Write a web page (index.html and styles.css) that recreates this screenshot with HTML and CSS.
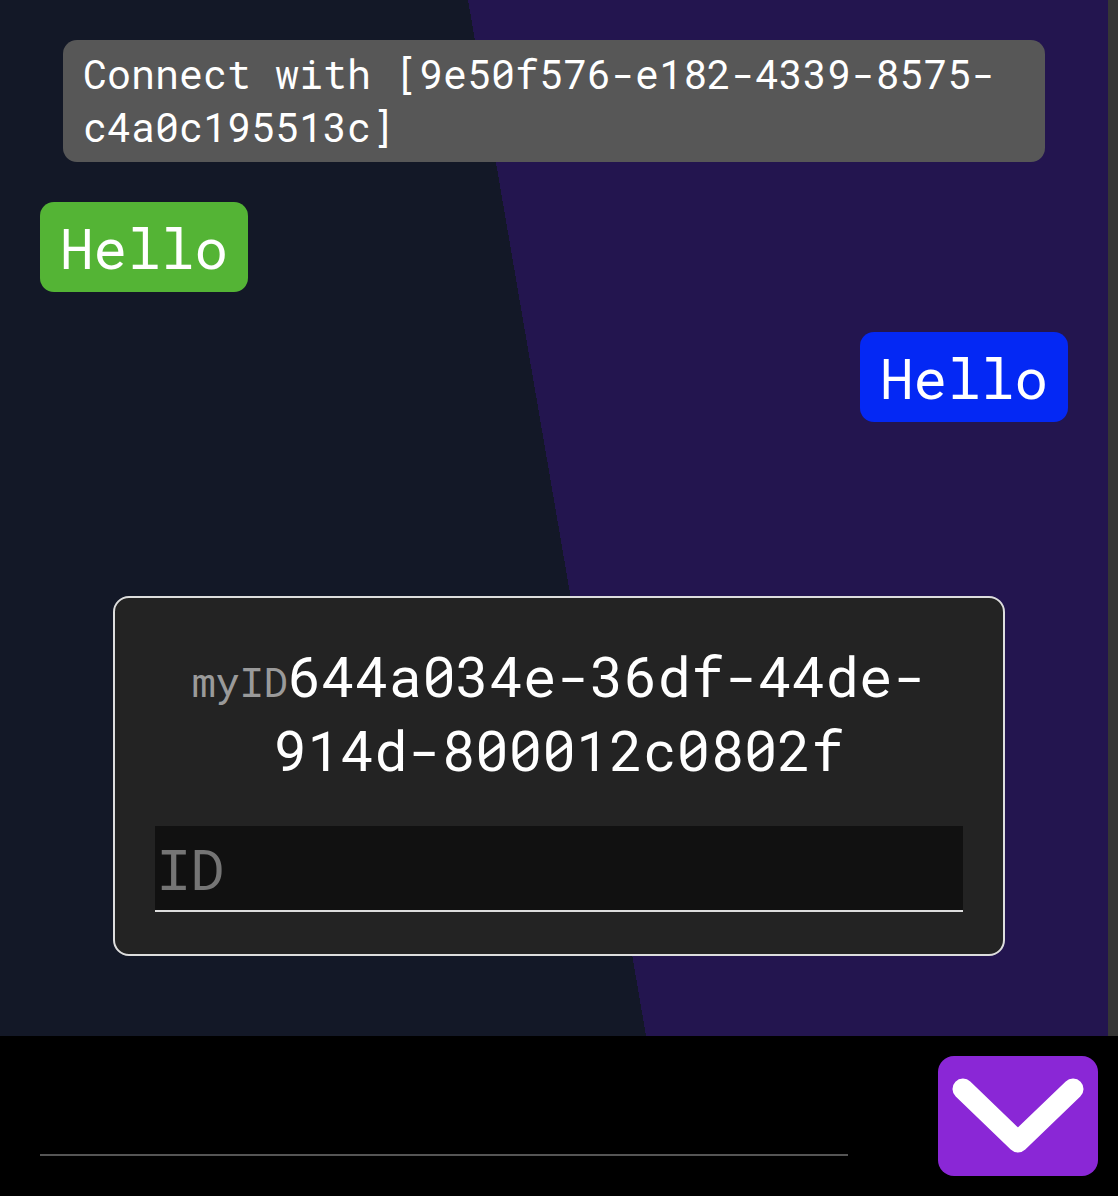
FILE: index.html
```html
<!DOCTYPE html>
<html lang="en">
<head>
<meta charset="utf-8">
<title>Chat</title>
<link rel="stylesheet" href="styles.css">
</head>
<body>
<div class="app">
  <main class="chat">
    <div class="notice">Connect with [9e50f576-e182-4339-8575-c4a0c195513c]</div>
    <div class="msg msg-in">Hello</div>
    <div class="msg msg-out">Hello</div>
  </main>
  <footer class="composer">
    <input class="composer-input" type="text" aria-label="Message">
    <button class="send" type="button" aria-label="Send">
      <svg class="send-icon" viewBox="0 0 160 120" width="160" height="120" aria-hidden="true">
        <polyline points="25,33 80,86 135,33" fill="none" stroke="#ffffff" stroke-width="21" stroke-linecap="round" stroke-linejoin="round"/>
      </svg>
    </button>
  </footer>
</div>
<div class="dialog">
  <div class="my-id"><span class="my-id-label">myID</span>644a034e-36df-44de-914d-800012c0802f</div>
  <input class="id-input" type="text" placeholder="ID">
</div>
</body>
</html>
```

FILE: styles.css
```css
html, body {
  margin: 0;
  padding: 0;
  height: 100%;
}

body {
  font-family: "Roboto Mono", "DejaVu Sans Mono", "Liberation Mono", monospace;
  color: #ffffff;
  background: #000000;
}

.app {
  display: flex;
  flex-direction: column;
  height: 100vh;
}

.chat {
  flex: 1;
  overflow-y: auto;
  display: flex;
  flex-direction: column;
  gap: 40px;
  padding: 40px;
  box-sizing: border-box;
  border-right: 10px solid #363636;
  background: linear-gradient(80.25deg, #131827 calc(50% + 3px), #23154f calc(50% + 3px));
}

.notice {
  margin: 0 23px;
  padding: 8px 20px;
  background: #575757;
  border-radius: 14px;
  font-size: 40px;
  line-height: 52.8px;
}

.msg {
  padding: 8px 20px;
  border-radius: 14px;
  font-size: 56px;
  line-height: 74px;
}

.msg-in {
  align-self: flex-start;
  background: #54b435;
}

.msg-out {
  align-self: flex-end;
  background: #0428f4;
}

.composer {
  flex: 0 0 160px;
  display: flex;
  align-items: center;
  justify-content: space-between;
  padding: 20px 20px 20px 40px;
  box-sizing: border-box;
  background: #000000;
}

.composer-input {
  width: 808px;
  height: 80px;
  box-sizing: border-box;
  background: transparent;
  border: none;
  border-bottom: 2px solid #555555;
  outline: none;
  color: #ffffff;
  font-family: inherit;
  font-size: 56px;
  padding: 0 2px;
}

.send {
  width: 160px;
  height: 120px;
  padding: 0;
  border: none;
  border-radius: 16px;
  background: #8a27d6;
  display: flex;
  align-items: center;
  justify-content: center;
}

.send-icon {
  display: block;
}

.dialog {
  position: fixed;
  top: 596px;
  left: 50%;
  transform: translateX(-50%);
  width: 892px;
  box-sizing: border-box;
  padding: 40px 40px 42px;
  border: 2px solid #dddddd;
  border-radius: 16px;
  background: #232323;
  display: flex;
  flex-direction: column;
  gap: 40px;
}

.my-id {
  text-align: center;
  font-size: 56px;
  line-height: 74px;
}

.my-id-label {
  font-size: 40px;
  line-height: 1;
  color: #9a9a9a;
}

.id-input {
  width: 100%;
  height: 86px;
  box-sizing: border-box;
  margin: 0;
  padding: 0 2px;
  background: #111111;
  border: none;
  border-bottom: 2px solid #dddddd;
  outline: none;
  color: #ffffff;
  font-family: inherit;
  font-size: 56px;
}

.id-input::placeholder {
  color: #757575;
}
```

• _What the exercise asks_
Reproduce the material in full, word for word, and omit the pictures.

• _Task result_
Write a web page (index.html and styles.css) that recreates this screenshot with HTML and CSS.
FILE: index.html
```html
<!DOCTYPE html>
<html lang="en">
<head>
<meta charset="utf-8">
<title>Chat</title>
<link rel="stylesheet" href="styles.css">
</head>
<body>
<div class="app">
  <main class="chat">
    <div class="notice">Connect with [9e50f576-e182-4339-8575-c4a0c195513c]</div>
    <div class="msg msg-in">Hello</div>
    <div class="msg msg-out">Hello</div>
  </main>
  <footer class="composer">
    <input class="composer-input" type="text" aria-label="Message">
    <button class="send" type="button" aria-label="Send">
      <svg class="send-icon" viewBox="0 0 160 120" width="160" height="120" aria-hidden="true">
        <polyline points="25,33 80,86 135,33" fill="none" stroke="#ffffff" stroke-width="21" stroke-linecap="round" stroke-linejoin="round"/>
      </svg>
    </button>
  </footer>
</div>
<div class="dialog">
  <div class="my-id"><span class="my-id-label">myID</span>644a034e-36df-44de-914d-800012c0802f</div>
  <input class="id-input" type="text" placeholder="ID">
</div>
</body>
</html>
```

FILE: styles.css
```css
html, body {
  margin: 0;
  padding: 0;
  height: 100%;
}

body {
  font-family: "Roboto Mono", "DejaVu Sans Mono", "Liberation Mono", monospace;
  color: #ffffff;
  background: #000000;
}

.app {
  display: flex;
  flex-direction: column;
  height: 100vh;
}

.chat {
  flex: 1;
  overflow-y: auto;
  display: flex;
  flex-direction: column;
  gap: 40px;
  padding: 40px;
  box-sizing: border-box;
  border-right: 10px solid #363636;
  background: linear-gradient(80.25deg, #131827 calc(50% + 3px), #23154f calc(50% + 3px));
}

.notice {
  margin: 0 23px;
  padding: 8px 20px;
  background: #575757;
  border-radius: 14px;
  font-size: 40px;
  line-height: 52.8px;
}

.msg {
  padding: 8px 20px;
  border-radius: 14px;
  font-size: 56px;
  line-height: 74px;
}

.msg-in {
  align-self: flex-start;
  background: #54b435;
}

.msg-out {
  align-self: flex-end;
  background: #0428f4;
}

.composer {
  flex: 0 0 160px;
  display: flex;
  align-items: center;
  justify-content: space-between;
  padding: 20px 20px 20px 40px;
  box-sizing: border-box;
  background: #000000;
}

.composer-input {
  width: 808px;
  height: 80px;
  box-sizing: border-box;
  background: transparent;
  border: none;
  border-bottom: 2px solid #555555;
  outline: none;
  color: #ffffff;
  font-family: inherit;
  font-size: 56px;
  padding: 0 2px;
}

.send {
  width: 160px;
  height: 120px;
  padding: 0;
  border: none;
  border-radius: 16px;
  background: #8a27d6;
  display: flex;
  align-items: center;
  justify-content: center;
}

.send-icon {
  display: block;
}

.dialog {
  position: fixed;
  top: 596px;
  left: 50%;
  transform: translateX(-50%);
  width: 892px;
  box-sizing: border-box;
  padding: 40px 40px 42px;
  border: 2px solid #dddddd;
  border-radius: 16px;
  background: #232323;
  display: flex;
  flex-direction: column;
  gap: 40px;
}

.my-id {
  text-align: center;
  font-size: 56px;
  line-height: 74px;
}

.my-id-label {
  font-size: 40px;
  line-height: 1;
  color: #9a9a9a;
}

.id-input {
  width: 100%;
  height: 86px;
  box-sizing: border-box;
  margin: 0;
  padding: 0 2px;
  background: #111111;
  border: none;
  border-bottom: 2px solid #dddddd;
  outline: none;
  color: #ffffff;
  font-family: inherit;
  font-size: 56px;
}

.id-input::placeholder {
  color: #757575;
}
```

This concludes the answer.